◆ **PROBLEM TO SOLVE**:
Write the material out again in full, word for word. Do not include the pictures.
# # # # #
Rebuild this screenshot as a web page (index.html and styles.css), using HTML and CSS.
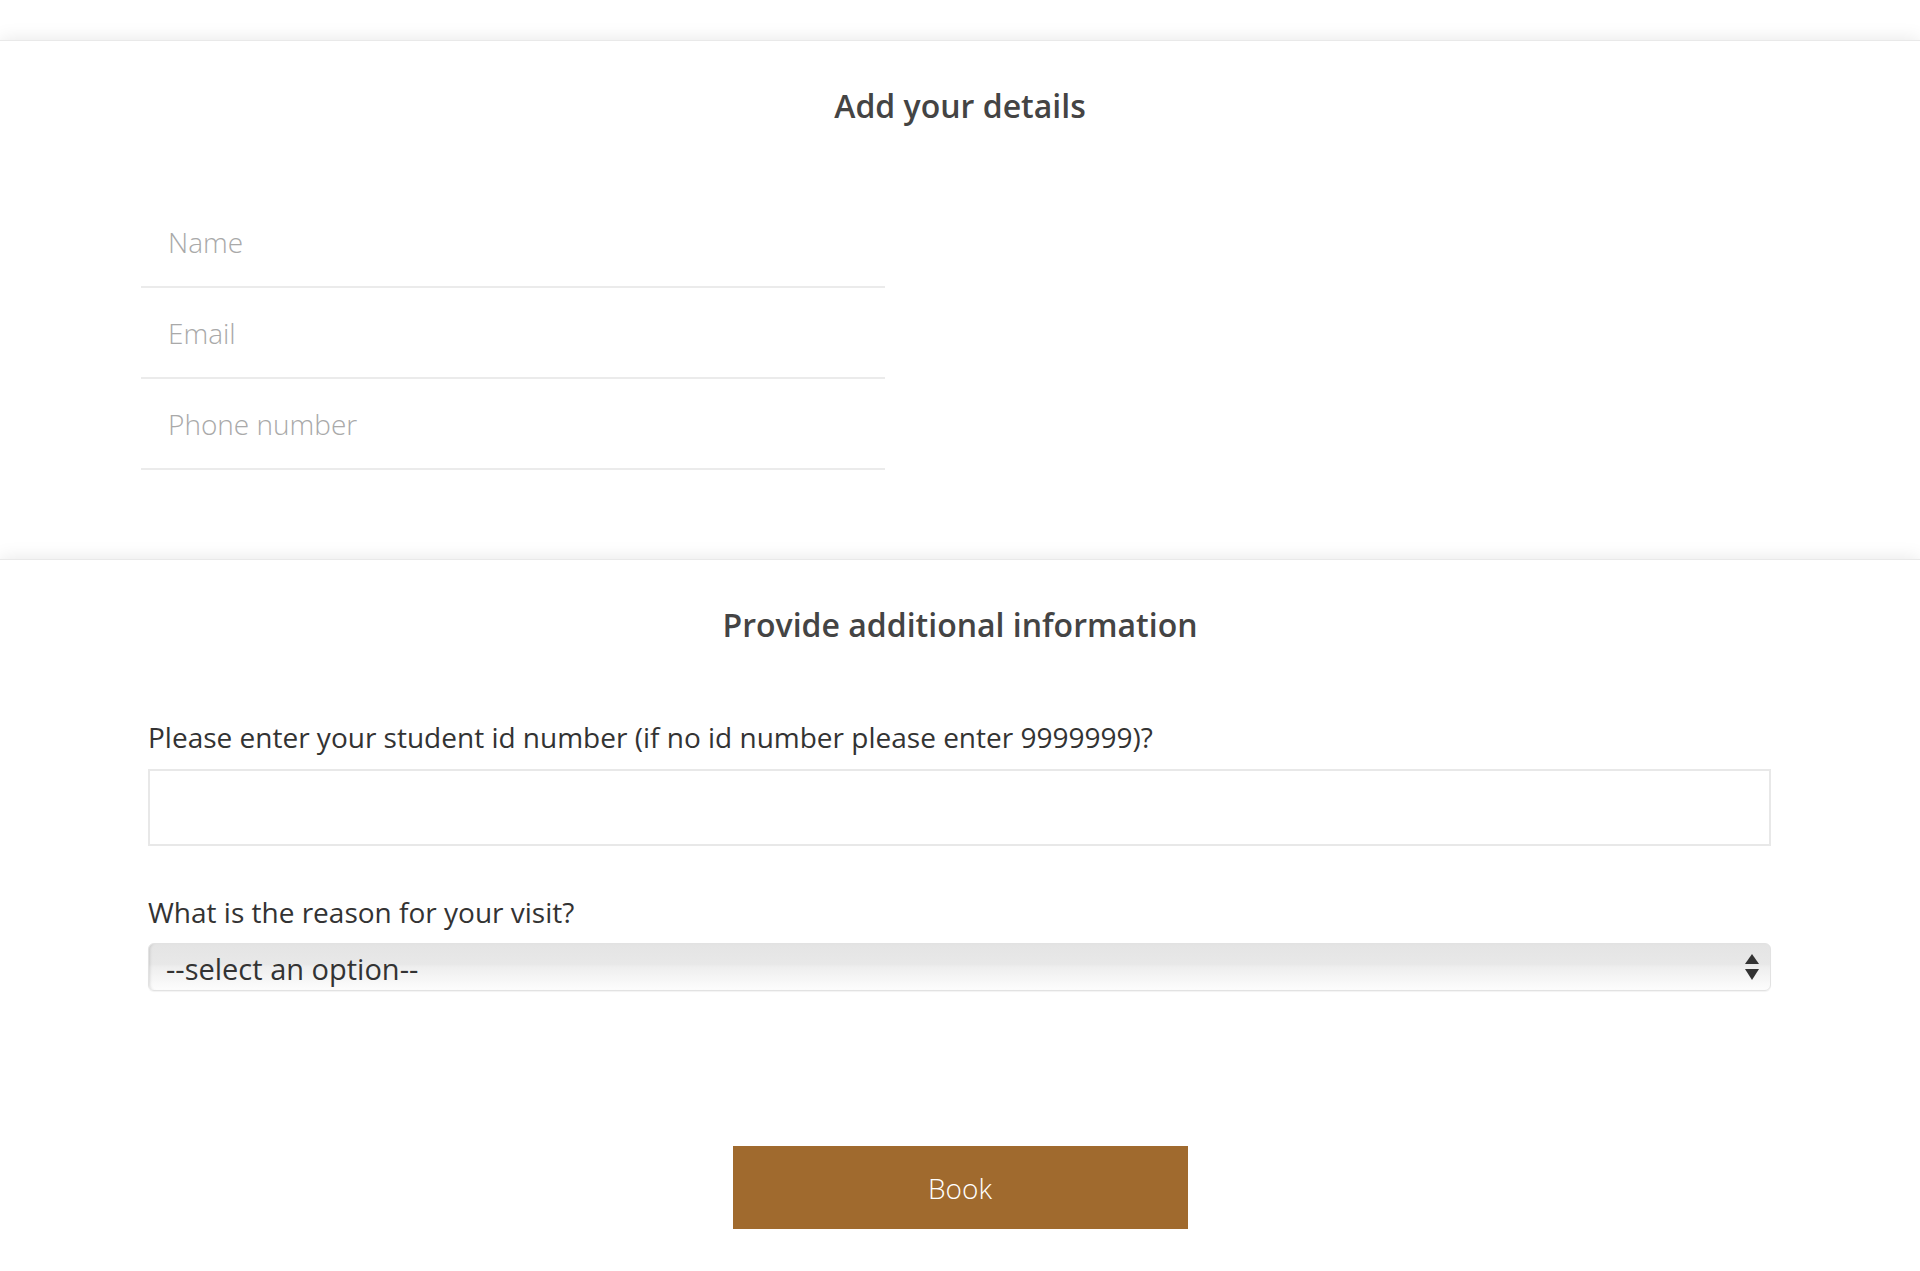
FILE: index.html
```html
<!DOCTYPE html>
<html lang="en">
<head>
    <meta charset="UTF-8">
    <meta name="viewport" content="width=device-width, initial-scale=1.0">
    <title>Book an appointment</title>
    <link rel="stylesheet" href="styles.css">
</head>
<body>
    <div class="top"></div>

    <div class="section">
        <h2 class="title">Add your details</h2>
        <div class="contact">
            <input type="text" class="line-input" placeholder="Name" />
            <input type="email" class="line-input" placeholder="Email" />
            <input type="tel" class="line-input" placeholder="Phone number" />
        </div>
    </div>

    <div class="section section-last">
        <h2 class="title">Provide additional information</h2>
        <div class="extra">
            <label class="question" for="student-id">Please enter your student id number (if no id number please enter 9999999)?</label>
            <input type="text" id="student-id" class="box-input" />

            <label class="question question-second" for="reason">What is the reason for your visit?</label>
            <div class="select-wrap">
                <select id="reason" class="select">
                    <option>--select an option--</option>
                    <option>Advice</option>
                    <option>Other</option>
                </select>
                <svg class="arrows" width="14" height="27" viewBox="0 0 14 27">
                    <path d="M7 0 L14 10 L0 10 Z" fill="#333" />
                    <path d="M0 15 L14 15 L7 26 Z" fill="#333" />
                </svg>
            </div>
        </div>
        <div class="actions">
            <button class="book">Book</button>
        </div>
    </div>
</body>
</html>
```

FILE: styles.css
```css
body {
    margin: 0;
    background-color: #fff;
    font-family: "Open Sans", "Noto Sans", sans-serif;
}
.top {
    height: 40px;
    background-color: #fff;
}
.section {
    background-color: #fff;
    border-top: 1px solid #e9e9e9;
    box-shadow: 0 0 18px rgba(0, 0, 0, 0.1);
    padding: 45px 0 89px;
}
.section-last {
    padding-bottom: 60px;
}
.title {
    margin: 0;
    text-align: center;
    font-size: 32px;
    line-height: 40px;
    font-weight: 600;
    color: #444;
}
.contact {
    display: flex;
    flex-direction: column;
    width: 744px;
    margin: 71px 0 0 141px;
}
.line-input {
    box-sizing: border-box;
    height: 91px;
    padding: 0 27px;
    border: none;
    border-bottom: 2px solid #ebebeb;
    outline: none;
    font-family: inherit;
    font-size: 28px;
    font-weight: 300;
    color: #333;
    background: transparent;
}
.line-input::placeholder {
    color: #a9a9a9;
}
.extra {
    display: flex;
    flex-direction: column;
    margin: 74px 149px 0 148px;
}
.question {
    font-size: 28px;
    line-height: 36px;
    color: #333;
    margin-bottom: 14px;
}
.question-second {
    margin-top: 48px;
    margin-bottom: 13px;
}
.box-input {
    box-sizing: border-box;
    height: 77px;
    border: 2px solid #e8e8e8;
    outline: none;
    padding: 0 18px;
    font-family: inherit;
    font-size: 28px;
}
.select-wrap {
    position: relative;
}
.select {
    -webkit-appearance: none;
    appearance: none;
    box-sizing: border-box;
    width: 100%;
    height: 48px;
    padding: 2px 50px 0 17px;
    border: 1px solid #e2e2e2;
    border-radius: 6px;
    font-family: inherit;
    font-size: 29px;
    color: #333;
    background: linear-gradient(#e4e4e4 0%, #e8e8e8 44%, #eeeeee 50%, #f7f7f7 80%, #fdfdfd 100%);
    box-shadow: inset 3px 0 3px -2px rgba(0, 0, 0, 0.12), 0 1px 1px rgba(0, 0, 0, 0.05);
    outline: none;
}
.arrows {
    position: absolute;
    right: 12px;
    top: 11px;
    pointer-events: none;
}
.actions {
    display: flex;
    justify-content: center;
    margin-top: 155px;
}
.book {
    width: 455px;
    height: 83px;
    border: none;
    background-color: #a06a2e;
    color: #fff;
    font-family: inherit;
    font-size: 28px;
    font-weight: 300;
    cursor: pointer;
}
.book:hover {
    background-color: #8d5c25;
}
```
# # # # #
◆ **WRITTEN SOLUTION**:
Rebuild this screenshot as a web page (index.html and styles.css), using HTML and CSS.
FILE: index.html
```html
<!DOCTYPE html>
<html lang="en">
<head>
    <meta charset="UTF-8">
    <meta name="viewport" content="width=device-width, initial-scale=1.0">
    <title>Book an appointment</title>
    <link rel="stylesheet" href="styles.css">
</head>
<body>
    <div class="top"></div>

    <div class="section">
        <h2 class="title">Add your details</h2>
        <div class="contact">
            <input type="text" class="line-input" placeholder="Name" />
            <input type="email" class="line-input" placeholder="Email" />
            <input type="tel" class="line-input" placeholder="Phone number" />
        </div>
    </div>

    <div class="section section-last">
        <h2 class="title">Provide additional information</h2>
        <div class="extra">
            <label class="question" for="student-id">Please enter your student id number (if no id number please enter 9999999)?</label>
            <input type="text" id="student-id" class="box-input" />

            <label class="question question-second" for="reason">What is the reason for your visit?</label>
            <div class="select-wrap">
                <select id="reason" class="select">
                    <option>--select an option--</option>
                    <option>Advice</option>
                    <option>Other</option>
                </select>
                <svg class="arrows" width="14" height="27" viewBox="0 0 14 27">
                    <path d="M7 0 L14 10 L0 10 Z" fill="#333" />
                    <path d="M0 15 L14 15 L7 26 Z" fill="#333" />
                </svg>
            </div>
        </div>
        <div class="actions">
            <button class="book">Book</button>
        </div>
    </div>
</body>
</html>
```

FILE: styles.css
```css
body {
    margin: 0;
    background-color: #fff;
    font-family: "Open Sans", "Noto Sans", sans-serif;
}
.top {
    height: 40px;
    background-color: #fff;
}
.section {
    background-color: #fff;
    border-top: 1px solid #e9e9e9;
    box-shadow: 0 0 18px rgba(0, 0, 0, 0.1);
    padding: 45px 0 89px;
}
.section-last {
    padding-bottom: 60px;
}
.title {
    margin: 0;
    text-align: center;
    font-size: 32px;
    line-height: 40px;
    font-weight: 600;
    color: #444;
}
.contact {
    display: flex;
    flex-direction: column;
    width: 744px;
    margin: 71px 0 0 141px;
}
.line-input {
    box-sizing: border-box;
    height: 91px;
    padding: 0 27px;
    border: none;
    border-bottom: 2px solid #ebebeb;
    outline: none;
    font-family: inherit;
    font-size: 28px;
    font-weight: 300;
    color: #333;
    background: transparent;
}
.line-input::placeholder {
    color: #a9a9a9;
}
.extra {
    display: flex;
    flex-direction: column;
    margin: 74px 149px 0 148px;
}
.question {
    font-size: 28px;
    line-height: 36px;
    color: #333;
    margin-bottom: 14px;
}
.question-second {
    margin-top: 48px;
    margin-bottom: 13px;
}
.box-input {
    box-sizing: border-box;
    height: 77px;
    border: 2px solid #e8e8e8;
    outline: none;
    padding: 0 18px;
    font-family: inherit;
    font-size: 28px;
}
.select-wrap {
    position: relative;
}
.select {
    -webkit-appearance: none;
    appearance: none;
    box-sizing: border-box;
    width: 100%;
    height: 48px;
    padding: 2px 50px 0 17px;
    border: 1px solid #e2e2e2;
    border-radius: 6px;
    font-family: inherit;
    font-size: 29px;
    color: #333;
    background: linear-gradient(#e4e4e4 0%, #e8e8e8 44%, #eeeeee 50%, #f7f7f7 80%, #fdfdfd 100%);
    box-shadow: inset 3px 0 3px -2px rgba(0, 0, 0, 0.12), 0 1px 1px rgba(0, 0, 0, 0.05);
    outline: none;
}
.arrows {
    position: absolute;
    right: 12px;
    top: 11px;
    pointer-events: none;
}
.actions {
    display: flex;
    justify-content: center;
    margin-top: 155px;
}
.book {
    width: 455px;
    height: 83px;
    border: none;
    background-color: #a06a2e;
    color: #fff;
    font-family: inherit;
    font-size: 28px;
    font-weight: 300;
    cursor: pointer;
}
.book:hover {
    background-color: #8d5c25;
}
```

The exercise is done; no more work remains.